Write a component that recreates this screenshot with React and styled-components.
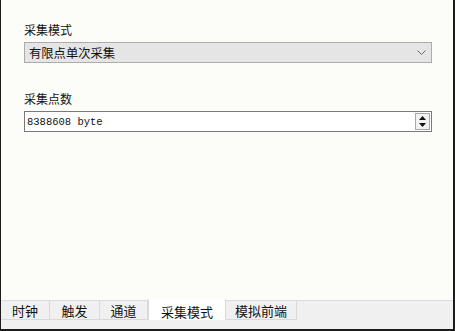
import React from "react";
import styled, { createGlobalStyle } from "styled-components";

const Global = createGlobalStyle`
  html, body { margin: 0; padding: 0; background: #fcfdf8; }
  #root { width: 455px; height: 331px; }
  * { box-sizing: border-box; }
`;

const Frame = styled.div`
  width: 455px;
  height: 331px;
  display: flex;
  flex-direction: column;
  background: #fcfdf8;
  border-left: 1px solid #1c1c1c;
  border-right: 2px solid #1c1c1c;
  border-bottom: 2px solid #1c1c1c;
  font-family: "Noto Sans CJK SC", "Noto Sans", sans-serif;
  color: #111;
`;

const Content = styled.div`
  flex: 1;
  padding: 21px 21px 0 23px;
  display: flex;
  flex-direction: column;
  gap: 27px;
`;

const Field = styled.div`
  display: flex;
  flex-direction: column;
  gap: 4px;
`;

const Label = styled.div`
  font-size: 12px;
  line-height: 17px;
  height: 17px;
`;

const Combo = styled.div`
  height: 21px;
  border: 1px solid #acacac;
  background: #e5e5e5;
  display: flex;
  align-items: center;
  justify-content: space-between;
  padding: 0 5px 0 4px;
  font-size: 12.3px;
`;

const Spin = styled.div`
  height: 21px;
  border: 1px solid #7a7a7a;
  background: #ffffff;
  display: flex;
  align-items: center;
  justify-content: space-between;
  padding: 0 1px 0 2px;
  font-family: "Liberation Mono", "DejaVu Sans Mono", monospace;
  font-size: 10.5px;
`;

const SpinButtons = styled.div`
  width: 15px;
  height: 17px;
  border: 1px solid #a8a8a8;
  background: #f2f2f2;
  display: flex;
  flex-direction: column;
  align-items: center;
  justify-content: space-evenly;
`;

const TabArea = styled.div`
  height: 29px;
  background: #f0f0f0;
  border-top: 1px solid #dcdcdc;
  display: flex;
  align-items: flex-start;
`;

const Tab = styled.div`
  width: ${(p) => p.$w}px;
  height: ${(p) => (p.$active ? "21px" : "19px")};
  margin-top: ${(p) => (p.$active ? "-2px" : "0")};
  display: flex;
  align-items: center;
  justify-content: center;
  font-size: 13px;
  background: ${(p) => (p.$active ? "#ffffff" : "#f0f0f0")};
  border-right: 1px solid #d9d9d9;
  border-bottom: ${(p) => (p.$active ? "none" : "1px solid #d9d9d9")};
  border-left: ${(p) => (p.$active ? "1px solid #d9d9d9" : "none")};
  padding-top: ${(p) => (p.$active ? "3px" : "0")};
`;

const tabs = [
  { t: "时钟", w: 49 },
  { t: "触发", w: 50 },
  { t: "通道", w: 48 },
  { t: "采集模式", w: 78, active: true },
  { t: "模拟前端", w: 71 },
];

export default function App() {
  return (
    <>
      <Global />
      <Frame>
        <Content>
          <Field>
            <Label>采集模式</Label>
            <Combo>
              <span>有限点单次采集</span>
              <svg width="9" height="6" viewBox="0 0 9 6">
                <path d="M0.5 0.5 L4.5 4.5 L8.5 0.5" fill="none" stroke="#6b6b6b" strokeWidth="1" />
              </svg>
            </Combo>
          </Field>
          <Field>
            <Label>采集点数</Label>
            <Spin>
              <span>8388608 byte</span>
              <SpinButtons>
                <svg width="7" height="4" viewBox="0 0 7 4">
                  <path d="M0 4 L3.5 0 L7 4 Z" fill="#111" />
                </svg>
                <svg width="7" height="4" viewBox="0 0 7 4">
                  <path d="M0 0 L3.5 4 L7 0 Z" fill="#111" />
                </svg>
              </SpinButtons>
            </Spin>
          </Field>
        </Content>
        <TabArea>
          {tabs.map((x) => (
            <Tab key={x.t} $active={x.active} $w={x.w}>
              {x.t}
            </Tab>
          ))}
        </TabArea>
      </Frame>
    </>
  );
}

++++++

Work to be completed: Reproduce the whole listing above word for word, but not its pictures.

Result for this task:
Write a component that recreates this screenshot with React and styled-components.
import React from "react";
import styled, { createGlobalStyle } from "styled-components";

const Global = createGlobalStyle`
  html, body { margin: 0; padding: 0; background: #fcfdf8; }
  #root { width: 455px; height: 331px; }
  * { box-sizing: border-box; }
`;

const Frame = styled.div`
  width: 455px;
  height: 331px;
  display: flex;
  flex-direction: column;
  background: #fcfdf8;
  border-left: 1px solid #1c1c1c;
  border-right: 2px solid #1c1c1c;
  border-bottom: 2px solid #1c1c1c;
  font-family: "Noto Sans CJK SC", "Noto Sans", sans-serif;
  color: #111;
`;

const Content = styled.div`
  flex: 1;
  padding: 21px 21px 0 23px;
  display: flex;
  flex-direction: column;
  gap: 27px;
`;

const Field = styled.div`
  display: flex;
  flex-direction: column;
  gap: 4px;
`;

const Label = styled.div`
  font-size: 12px;
  line-height: 17px;
  height: 17px;
`;

const Combo = styled.div`
  height: 21px;
  border: 1px solid #acacac;
  background: #e5e5e5;
  display: flex;
  align-items: center;
  justify-content: space-between;
  padding: 0 5px 0 4px;
  font-size: 12.3px;
`;

const Spin = styled.div`
  height: 21px;
  border: 1px solid #7a7a7a;
  background: #ffffff;
  display: flex;
  align-items: center;
  justify-content: space-between;
  padding: 0 1px 0 2px;
  font-family: "Liberation Mono", "DejaVu Sans Mono", monospace;
  font-size: 10.5px;
`;

const SpinButtons = styled.div`
  width: 15px;
  height: 17px;
  border: 1px solid #a8a8a8;
  background: #f2f2f2;
  display: flex;
  flex-direction: column;
  align-items: center;
  justify-content: space-evenly;
`;

const TabArea = styled.div`
  height: 29px;
  background: #f0f0f0;
  border-top: 1px solid #dcdcdc;
  display: flex;
  align-items: flex-start;
`;

const Tab = styled.div`
  width: ${(p) => p.$w}px;
  height: ${(p) => (p.$active ? "21px" : "19px")};
  margin-top: ${(p) => (p.$active ? "-2px" : "0")};
  display: flex;
  align-items: center;
  justify-content: center;
  font-size: 13px;
  background: ${(p) => (p.$active ? "#ffffff" : "#f0f0f0")};
  border-right: 1px solid #d9d9d9;
  border-bottom: ${(p) => (p.$active ? "none" : "1px solid #d9d9d9")};
  border-left: ${(p) => (p.$active ? "1px solid #d9d9d9" : "none")};
  padding-top: ${(p) => (p.$active ? "3px" : "0")};
`;

const tabs = [
  { t: "时钟", w: 49 },
  { t: "触发", w: 50 },
  { t: "通道", w: 48 },
  { t: "采集模式", w: 78, active: true },
  { t: "模拟前端", w: 71 },
];

export default function App() {
  return (
    <>
      <Global />
      <Frame>
        <Content>
          <Field>
            <Label>采集模式</Label>
            <Combo>
              <span>有限点单次采集</span>
              <svg width="9" height="6" viewBox="0 0 9 6">
                <path d="M0.5 0.5 L4.5 4.5 L8.5 0.5" fill="none" stroke="#6b6b6b" strokeWidth="1" />
              </svg>
            </Combo>
          </Field>
          <Field>
            <Label>采集点数</Label>
            <Spin>
              <span>8388608 byte</span>
              <SpinButtons>
                <svg width="7" height="4" viewBox="0 0 7 4">
                  <path d="M0 4 L3.5 0 L7 4 Z" fill="#111" />
                </svg>
                <svg width="7" height="4" viewBox="0 0 7 4">
                  <path d="M0 0 L3.5 4 L7 0 Z" fill="#111" />
                </svg>
              </SpinButtons>
            </Spin>
          </Field>
        </Content>
        <TabArea>
          {tabs.map((x) => (
            <Tab key={x.t} $active={x.active} $w={x.w}>
              {x.t}
            </Tab>
          ))}
        </TabArea>
      </Frame>
    </>
  );
}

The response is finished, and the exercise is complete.